Acceleration-Amplified Responses of Geosynthetic-Reinforced Soil Structures with a Wide Range of Input Ground Accelerations

Abstract

A series of dynamic centrifuge tests is performed to investigate the accelerationamplified and de-amplified responses within geosynthetic-reinforced soil (GRS) structures. Further, a database from various dynamic centrifuge and shaking-table tests is compiled from literature to cover a wide range of input ground accelerations in the range of 0.01–1.0g. This study demonstrates that among all factors in GRS structures (i.e., structural configuration, backfill and reinforcement material, and seismic characteristics), input ground acceleration, ag, location, z, and input motion frequency, f, have the most significant effects on acceleration-amplified responses of GRS structures.

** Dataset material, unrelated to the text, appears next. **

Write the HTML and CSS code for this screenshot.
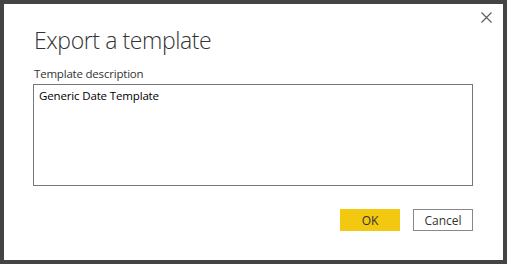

The magnitude and variation of acceleration amplification factor, Am, which is the ratio of horizontal acceleration inside GRS structures, ah, to input ground acceleration, ag, decrease as ag increases. Am is larger than 1.0 and non-uniformly distributed with height at approximately ag<0.40g; while Am is less than 1.0 and generally uniformly distributed with height at ag≥0.40g. Experimental results show that acceleration-amplified responses are highly dependent on input frequency, f. Acceleration inside GRS structures increases markedly when the predominant and fundamental frequencies are close. Further, this study examines the Am and a max relationships (i.e., Am=1.45-amax/g) adopted in current GRS structure design guidelines. Comparison results indicate that the Am and amax relationship adopted in current design guidelines follows well the trend line (Am=-0.69lnag+0.43) regressed from complied physical data at ag≥0.40g, but underestimates Am at ag<0.4g. The influence of location and frequency on Am, as observed from physical data, is not considered in the current design guidelines.